Humans have a long history of brushing our teeth and an even longer history of not doing it at all. For thousands of years, our ancestors had no concept of dental care. You might think that they suffered as a result, but there’s actually no evidence to suggest that people from those early eras had any dental health problems at all. Why is that?
It really comes down to diet. Our ancestors had no GMO-filled fast foods, no baked goods, and no processed products of any kind. The foods they ate didn’t contain harmful additives or chemicals and were completely all-natural. Whatever they found is what they ate.
This meant that they weren’t deficient in the vitamins and minerals that promote oral health like calcium and phosphorus. They all got their daily allowances of fruits and vegetables. The tough, fibrous foods they ate also got their mouths moving, scraping their teeth on accident and preventing plaque buildup that leads to tooth decay in the modern mouth.
Eventually, though, people started brushing their teeth. How did it all start?
As early as the 3000s B.C., the Egyptians were making brushes by picking apart the ends of twigs and “brushing” with those, sometimes splaying the ends so that they could reach in between teeth (sort of a primitive ancestor to the concept of flossing).
This was, of course, more like glorified flossing than actual brushing. It removed big pieces of food but still didn’t address our plaque and breath problems.
It wasn’t until the ancient Chinese got the idea that toothbrushing should include a brush that we started on the journey to modern oral hygiene. In the 15th century, pig hair bristles started being fastened to bone handles and used to clean teeth.
When Europe bought the idea through trade, they started changing it up, trying out horsehairs and even feathers as different ways to accomplish the same basic idea. None of this was terribly efficient, however.
The First Toothbrush
Despite the novelty of these ancient inventions being passed around Asia and Europe through trade, toothbrushing still wasn’t taught in schools or used on a daily basis by normal people until the 1700s.
This was when a British man named William Addis came up with the idea in 1770, after being imprisoned for starting a riot. He realized that the conventional method of dental care of the time (people crushed soot or brick material and rubbed it over their teeth with a cloth) sorely needed an upgrade.
In his cell, he drilled small holes into a leftover animal bone and tied bristles into the holes until he could glue it together and call it a brush.
When he got out of jail, he started a company that manufactured and sold his “toothbrushes.” His invention caught on and ended up in millions of households.

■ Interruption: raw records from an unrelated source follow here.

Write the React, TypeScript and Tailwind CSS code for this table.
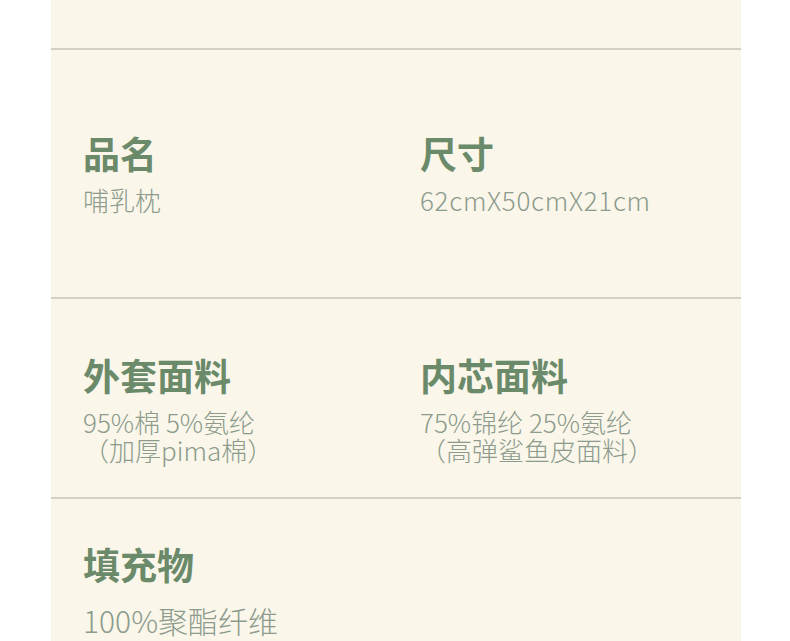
import React from "react";

type Spec = { title: string; lines: string[]; wide?: boolean };

const rows: { cells: Spec[]; className: string; sub?: string }[] = [
  {
    className: "h-[249px] pt-[81px]",
    cells: [
      { title: "品名", lines: ["哺乳枕"] },
      { title: "尺寸", lines: ["62cmX50cmX21cm"], wide: true },
    ],
  },
  {
    className: "h-[200px] pt-[54px]",
    cells: [
      { title: "外套面料", lines: ["95%棉 5%氨纶", "（加厚pima棉）"] },
      { title: "内芯面料", lines: ["75%锦纶 25%氨纶", "（高弹鲨鱼皮面料）"] },
    ],
  },
  {
    className: "h-[160px] pt-[43px]",
    sub: "mt-[20px] text-[30px]",
    cells: [{ title: "填充物", lines: ["100%聚酯纤维"] }],
  },
];

function Cell({ spec, sub }: { spec: Spec; sub?: string }) {
  return (
    <div>
      <div className="text-[37px] leading-[44px] font-bold text-[#6a8a6a]">
        {spec.title}
      </div>
      <div className={`${sub ?? "mt-[11px] text-[26px]"} leading-[28px] font-light text-[#8c9b8c]`}>
        {spec.lines.map((l) => (
          <div key={l} className={`whitespace-pre ${spec.wide ? "tracking-[0.7px]" : ""}`}>
            {l}
          </div>
        ))}
      </div>
    </div>
  );
}

export default function App() {
  return (
    <div
      className="w-[790px] h-[641px] overflow-hidden bg-white"
      style={{ fontFamily: '"Noto Sans CJK SC", "Noto Sans", sans-serif' }}
    >
      <div className="ml-[51px] w-[690px] h-full bg-[#faf6ea] flex flex-col">
        <div className="h-[50px] shrink-0 border-b-2 border-[#d4d0c6]" />
        {rows.map((r, i) => (
          <div
            key={i}
            className={`${r.className} shrink-0 grid grid-cols-[337px_1fr] pl-8 ${
              i < rows.length - 1 ? "border-b-2 border-[#d4d0c6]" : ""
            }`}
          >
            {r.cells.map((c) => (
              <Cell key={c.title} spec={c} sub={r.sub} />
            ))}
          </div>
        ))}
      </div>
    </div>
  );
}
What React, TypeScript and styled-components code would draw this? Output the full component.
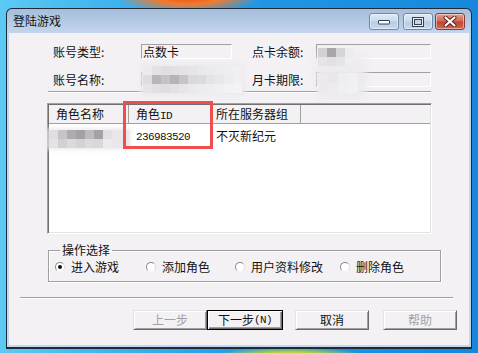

We still use his design today.
Brushing your Teeth today
For a long time, brushing your teeth once a day was considered perfectly sufficient. However, as more and more foods contain sugars and processed chemical materials, the American Dental Association has increased the recommendation to twice a day for optimum dental health.
In fact, now they say, “at least twice a day,” to cover all the bases.
Changes in our food aren’t the only reason for the increase. Dentists and orthodontic health professionals discovered a while ago that when people brush their teeth, they often don’t do it for long enough or with the right technique. Recommending that we do it at least twice a day (some suggest once after every meal instead) is a way of increasing the chances that we’ll do it right.
Using the back of the brush to massage the gums, turning the brush over to get at the back of teeth, and brushing for at least two minutes each time are just a few of the common bits of advice given by dentists to get the best brush possible.
Though we won’t go into the whole history of flossing, it’s part of the same deal. Dentists recommend doing that once a day as well to promote gum health and prevent a buildup of nasty bacteria in between your teeth. At least it beats using a twig!
Toothbrushing has a weird history. Since our ancestors didn’t have to do it, for various reasons, there’s no ingrained standard for what it is and how we’re supposed to get it done.
From the crude inventions of the early Egyptians to one English rioter’s logical take on the outdated practices in his country, the modern toothbrush went through many variations before becoming what it is today.
With the rise of sugar-dense foods and the increasing lack of basic mineral nutrition in the modern diet, it’s no wonder that dentists and orthodontists are recommending that people brush their teeth for at least 2 minutes at a time and at least twice a day.
It may seem like an inconvenience, but unless you plan on living in a cave and foraging for food as the ancients did, a modern diet means the modern necessity of brushing your teeth every day. Saving yourself from tooth decay and preserving your healthy smile is its own reward, after all.